Two distinct solution families exist. The first is a memorization solution: the model learns a lookup-table-like mapping from seen pairs to outputs. This yields near-perfect training accuracy but weak generalization because the model has not learned the underlying group structure of modular addition. The second is an algorithmic solution: the model learns a latent representation that effectively performs addition in the group, which generalizes to unseen pairs.

The key mechanism is the optimizer’s implicit bias under weight decay. Memorization solutions typically require higher weight norms or more complex parameter configurations. An algorithmic solution can be represented with lower norm, but it is harder to discover in the short term. Weight decay does not immediately “force” the algorithmic solution; instead it exerts a slow, persistent pressure toward low-norm configurations.
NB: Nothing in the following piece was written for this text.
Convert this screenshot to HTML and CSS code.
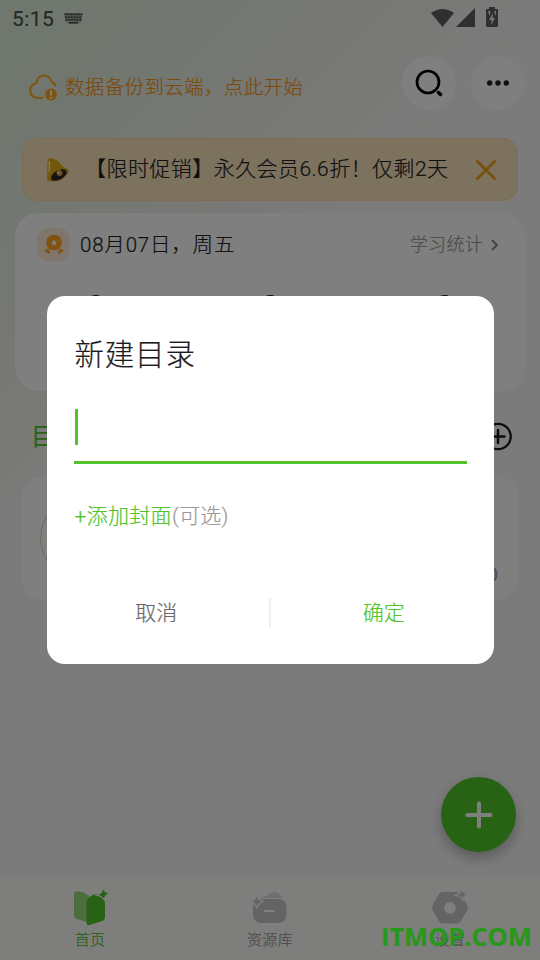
FILE: index.html
```html
<!DOCTYPE html>
<html lang="zh-CN">
<head>
<meta charset="utf-8">
<title>首页</title>
<link rel="stylesheet" href="styles.css">
</head>
<body>
<div class="app">
  <div class="status">
    <span class="clock">5:15</span>
    <svg class="keyboard" width="19" height="11" viewBox="0 0 19 11">
      <path d="M.5 0h18l-.8 8.500h-16.400Z" fill="#9da29a"/>
      <path d="M.5 1.300h18M1 4.200h17M1.500 7h16" fill="none" stroke="#4a4a4a" stroke-width="1.600" stroke-dasharray="1.800 1"/>
      <path d="M4.500 9.800h10" stroke="#4a4a4a" stroke-width="1.600"/>
    </svg>
    <svg class="signals" width="68" height="22" viewBox="0 0 68 22" fill="#5f5f5f">
      <path d="M0 6Q11.500-2 23 6L11.500 20Z"/>
      <path d="M44 1v19H25Z"/>
      <path d="M58 0h6v2h2q1 0 1 1v16q0 1-1 1H56q-1 0-1-1V3q0-1 1-1h2Z"/>
      <path d="M62 6l-4 7h2.500l-.5 5 4-7h-2.500ZM57 4h2.500l-1 5ZM63 4h2v5Z" fill="#f0f0f0"/>
    </svg>
  </div>
  <header class="header">
    <svg class="cloud" width="29" height="27" viewBox="0 0 29 27">
      <path d="M14 24H9.500C4.500 24 1.200 20.800 1.200 16.500c0-4 2.400-6.700 6-7.300C8 4.500 11 1.500 15 1.500c4.200 0 6.500 2.600 7.500 6.300 2.500.8 3.700 2.500 4.200 4.500" fill="none" stroke="#ffa81f" stroke-width="2.100"/>
      <circle cx="22" cy="20.500" r="6" fill="#ffa81f"/>
      <path d="M22 16.500v5M22 23v1.700" stroke="#fff" stroke-width="2"/>
    </svg>
    <span class="backup">数据备份到云端，点此开始</span>
    <span class="round">
      <svg width="54" height="54" viewBox="0 0 54 54" fill="none" stroke="#000">
        <circle cx="26" cy="26" r="11" stroke-width="2.700"/>
        <path d="M36.500 36.500l2 2" stroke-width="3.500" stroke-linecap="round"/>
      </svg>
    </span>
    <span class="round">
      <svg width="54" height="54" viewBox="0 0 54 54" fill="#222">
        <circle cx="18.700" cy="27" r="2.700"/><circle cx="27" cy="27" r="2.700"/><circle cx="35.300" cy="27" r="2.700"/>
      </svg>
    </span>
  </header>
  <section class="promo">
    <svg class="bell" width="23" height="25" viewBox="0 0 23 25">
      <path d="M2 2.500Q3.500 0 6 1.500C14 3 14 8 18.500 10.500Q24 12 22 16.500 16 25 6 24.500 1 24.500 1 21C2 15 .5 8 2 2.500Z" fill="#e5ac13"/>
      <path d="M3.200 4Q4 10 3 15" fill="none" stroke="#fff3c0" stroke-width="1.500"/>
      <ellipse cx="12.800" cy="18" rx="8.700" ry="4.600" transform="rotate(-29 12.800 18)" fill="#292929"/>
      <circle cx="13.500" cy="16" r="3" fill="#d9a23a"/><circle cx="12.500" cy="15.500" r="1.200" fill="#fff0a8"/>
    </svg>
    <span class="promo-text">【限时促销】永久会员6.6折！仅剩2天</span>
    <svg class="close" width="22" height="22" viewBox="0 0 22 22"><path d="M1.500 1.500l19 19M20.500 1.500l-19 19" stroke="#eda51c" stroke-width="3"/></svg>
  </section>
  <section class="stats">
    <div class="stats-head">
      <span class="medal">
        <svg width="33" height="33" viewBox="0 0 33 33">
          <path d="M13.500 19L9.500 23.500M20.500 19l4 4.500" stroke="#ffa51f" stroke-width="2.600"/>
          <path d="M8 22l5 3M26 22l-5 3" stroke="#ffa51f" stroke-width="2.500"/>
          <circle cx="17" cy="14.500" r="8.300" fill="#ffa51f" stroke="#ffead5" stroke-width="1"/>
          <path d="M17 11.500l1 2 2.200.2-1.600 1.500.5 2.300-2.100-1.200-2.100 1.200.5-2.300-1.600-1.500 2.200-.2Z" fill="#fff"/>
        </svg>
      </span>
      <span class="date">08月07日，周五</span>
      <span class="stat-link">学习统计</span>
      <svg width="8" height="12" viewBox="0 0 8 12"><path d="M1 1l5 5-5 5" fill="none" stroke="#888" stroke-width="2"/></svg>
    </div>
    <div class="figures"><span>0</span><span>0</span><span>0</span></div>
  </section>
  <div class="section-head">
    <span>目录</span>
    <svg width="29" height="29" viewBox="0 0 29 29" fill="none" stroke="#181818"><circle cx="14" cy="14.500" r="12.700" stroke-width="2.300"/><path d="M8 14.500h12.500M14 8v13" stroke-width="2.500" stroke-linecap="round"/></svg>
  </div>
  <section class="folder"><span class="ring"></span><span class="count">0/0</span></section>
  <div class="fab">
    <svg width="28" height="28" viewBox="0 0 28 28"><path d="M2.500 14h23M14 2.500v23" stroke="#fff" stroke-width="4" stroke-linecap="round"/></svg>
  </div>
  <nav class="tabs">
    <div class="tab active">
      <svg width="36" height="36" viewBox="0 0 36 36">
        <path d="M2 4Q2 1 5 1.200C11 1.500 14 3 17 6.500L15 32 5 29Q2 28 2 25Z" fill="#99da7d"/>
        <path d="M14.500 13C14.500 8 20 4 26 4q7 0 7 5v18q0 3-3 4l-12 4q-3.500.7-3.500-2Z" fill="#50c428"/>
        <path d="M31-.5q1.500 3 5 4-3.500 1.500-4 5-2-3-5.500-3.500 4-2 4.500-5.500Z" fill="#50c428" stroke="#fdfdf9" stroke-width="2.400" paint-order="stroke"/>
      </svg><span>首页</span>
    </div>
    <div class="tab">
      <svg width="36" height="36" viewBox="0 0 36 36">
        <path d="M9 8Q16 5 19 3q7-3 12 5Z" fill="#dedede"/>
        <rect x="1" y="9" width="33.500" height="24" rx="8" fill="#c8c8c8"/>
        <path d="M13 21h9" stroke="#fff" stroke-width="2.200" stroke-linecap="round"/>
        <path d="M4.500 7q1.500 3.500 5 4.500-3.500 1.500-4.500 5-1.500-3.500-4.500-4.500 3-1.500 4-5Z" fill="#c8c8c8" stroke="#fdfdf9" stroke-width="2.400" paint-order="stroke"/>
      </svg><span>资源库</span>
    </div>
    <div class="tab">
      <svg width="36" height="36" viewBox="0 0 36 36">
        <path d="M11 2h14q3 0 4.500 3l5.500 9.500q1.500 3 0 6L29.500 30q-2 3.500-4.500 3.500H11Q8 33.500 6 30L1 20.500q-1.500-3 0-6L6.500 5Q8 2 11 2Z" fill="#c8c8c8"/>
        <circle cx="18" cy="17.800" r="5.800" fill="#fdfdf9"/>
        <path d="M29.500.5q1.500 3 5 3.500-3.500 1.500-4 4.500-1.500-3-5-3.500 3.500-1.500 4-4.500Z" fill="#c8c8c8" stroke="#fdfdf9" stroke-width="2.400" paint-order="stroke"/>
      </svg><span>设置</span>
    </div>
  </nav>
</div>
<div class="scrim">
  <div class="dialog">
    <h1>新建目录</h1>
    <div class="field"><span class="caret"></span></div>
    <div class="cover">+添加封面<span>(可选)</span></div>
    <div class="actions"><span class="cancel">取消</span><i></i><span class="ok">确定</span></div>
  </div>
</div>
<div class="watermark">ITMOP.COM</div>
</body>
</html>
```

FILE: styles.css
```css
* { box-sizing: border-box; }
body { margin: 0; width: 540px; height: 960px; overflow: hidden; position: relative; font-family: Roboto, "Noto Sans CJK SC", sans-serif; font-weight: 300; -webkit-text-stroke: .2px currentColor; }
svg { display: block; flex: none; overflow: visible; }
span { white-space: nowrap; }
.app { width: 540px; height: 960px; display: flex; flex-direction: column; background: linear-gradient(135deg, #e0f0dc 0%, #e2eedf 10%, #f0f0eb 27%, #f7f6f5 36%, #f7f7f7 46%); }
.status { height: 38px; flex: none; display: flex; align-items: center; padding-left: 12px; }
.clock { font-size: 21px; font-weight: 400; color: #4c514a; letter-spacing: .4px; width: 52px; line-height: 38px; }
.keyboard { margin-top: -2px; }
.signals { margin: -3px 41px 0 auto; }
.header { height: 89px; flex: none; display: flex; align-items: center; padding: 0 15px 0 29px; }
.cloud { margin-top: 10px; }
.backup { margin: 6px auto 0 7px; font-size: 19.500px; letter-spacing: .35px; color: #f79616; }
.round { width: 54px; height: 54px; border-radius: 50%; background: #fff; margin-left: 15px; }
.promo { height: 63px; margin: 11px 22px 0; flex: none; border: 1.500px solid #f9dba6; border-radius: 15px; background: #f8e4bd; display: flex; align-items: center; padding: 0 20px 0 23px; }
.promo-text { margin: -5px auto 0 16px; font-size: 21px; letter-spacing: .45px; color: #222; }
.stats { height: 178px; flex: none; margin: 12px 15px 0; border-radius: 24px; background: #fff; }
.stats-head { height: 63px; display: flex; align-items: center; padding: 0 26px 0 22px; }
.medal { width: 33px; height: 33px; border-radius: 12px; background: #ffead5; }
.date { font-size: 20.500px; letter-spacing: .8px; color: #222; margin: -3px auto 0 10px; }
.stat-link { font-size: 18px; letter-spacing: .3px; color: #999; margin: -3px 8px 0 0; }
.figures { display: flex; justify-content: center; padding: 10px 0 0; font-size: 28px; line-height: 40px; color: #222; font-weight: 400; }
.figures span { width: 174.500px; flex: none; text-align: center; }
.section-head { height: 85px; flex: none; display: flex; align-items: center; justify-content: space-between; padding: 6px 27px 0 31px; font-size: 24px; font-weight: 400; color: #50c428; }
.section-head span { margin-top: -4px; }
.folder { height: 124px; flex: none; margin: 0 21px; border-radius: 24px; background: #fff; display: flex; align-items: center; justify-content: space-between; padding: 0 21px 0 19px; }
.ring { width: 84px; height: 84px; border: 1px solid #bfe6b0; border-radius: 50%; }
.count { font-size: 18px; color: #999; margin-top: 72px; font-weight: 400; }
.fab { position: absolute; left: 441px; top: 777px; width: 75px; height: 75px; border-radius: 50%; background: #50c428; display: flex; align-items: center; justify-content: center; box-shadow: 0 7px 12px rgba(0,0,0,.2), 0 2px 20px rgba(0,0,0,.08); }
.tabs { height: 84px; flex: none; margin-top: auto; background: #fdfdf9; display: flex; }
.tab { flex: 1; display: flex; flex-direction: column; align-items: center; padding-top: 14px; font-size: 15px; line-height: 22px; letter-spacing: .3px; color: #999; }
.tab span { margin-top: 3px; }
.tab.active { color: #50c428; }
.scrim { position: absolute; inset: 0; background: rgba(0,0,0,.5); display: flex; align-items: center; justify-content: center; }
.dialog { width: 447px; height: 368px; border-radius: 18px; background: #fff; padding: 38px 27px 0 27px; display: flex; flex-direction: column; }
h1 { margin: 0; padding-left: 1px; font-size: 29.500px; line-height: 42px; font-weight: 300; letter-spacing: .8px; color: #1c1b20; }
.field { height: 88px; flex: none; border-bottom: 3px solid #50c428; padding: 33px 0 0 1px; }
.caret { display: block; width: 3px; height: 36px; background: #50c428; }
.cover { margin-top: 36px; padding-left: 1px; font-size: 21px; line-height: 32px; letter-spacing: .3px; color: #50c428; }
.cover span { color: #999; }
.actions { display: flex; align-items: center; height: 32px; margin: 65px -27px 0 -27px; font-size: 21px; }
.actions span { flex: 1; text-align: center; margin-top: -4px; }
.actions i { width: 2px; height: 30px; background: #f0f0f0; }
.cancel { color: #666; padding-right: 3px; }
.ok { color: #50c428; padding-left: 3px; }
.watermark { position: absolute; left: 381px; top: 918px; font: 700 25.400px/36px "Open Sans", sans-serif; color: #27981a; }
```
Over many epochs, this pressure erodes the memorization basin until the model transitions to the algorithmic basin. The result is a phase-change-like transition: training accuracy remains high throughout, while test accuracy abruptly rises once the optimizer crosses the boundary between solution families.

Key Findings

Concrete Examples

Example 1: Modular addition. Train a 2-layer transformer on pairs (a, b) with labels a + b mod 97, using only 40% of all possible pairs. The model quickly achieves near-100% training accuracy while test accuracy stays near chance. After many additional epochs with weight decay, test accuracy suddenly rises to near-perfect. The observed jump is consistent with a shift from memorizing seen pairs to internalizing the group structure of addition.

Example 2: Parity over bitstrings. Use tokenized inputs representing 10-bit binary strings and predict parity. A memorization solution can store seen strings, while an algorithmic solution learns the XOR-like rule. With weight decay and sufficient training time, the model eventually generalizes; without weight decay, the model can remain stuck in the memorization regime indefinitely.

Limitations

Grokking results are primarily demonstrated on small algorithmic datasets with exhaustive input spaces and simple rules. It is unclear how directly the same two-basin dynamics apply to LLMs trained on natural language, where the data distribution is open-ended and multi-modal. The role of explicit weight decay in modern LLM training is also mixed; many setups rely on AdamW or other optimizers with decoupled weight decay, and the effective regularization depends on schedule and scale. Finally, grokking is sensitive to dataset size, optimizer settings, and architecture depth, suggesting the phenomenon may be less universal than the original experiments imply.

Future Directions

The most useful next step is to identify measurable grokking analogs in larger models: settings where a model can fit a subset of patterns but has to learn a latent rule to generalize. Probing for delayed generalization in synthetic “language-like” tasks could reveal whether the two-basin story persists at scale. Another direction is to link grokking dynamics to mechanistic features: do circuits corresponding to algorithmic rules appear suddenly at the transition, or do they build up slowly under the hood?

Open question: In modern LLM training, does the implicit regularization from optimizer choice and data scale create grokking-like phase transitions for specific skills, or does the diversity of natural language data smooth away the sharp boundary observed in toy algorithmic tasks?

Summary

Grokking is best understood as a phase transition between two families of solutions that both fit the training data. Weight decay biases optimization toward a lower-norm, more algorithmic representation, but it may take a long time for that bias to dominate. The resulting delayed generalization is a warning sign for alignment work: a model that looks like it is merely memorizing today may abruptly exhibit rule-like generalization later, without any architectural changes or new data.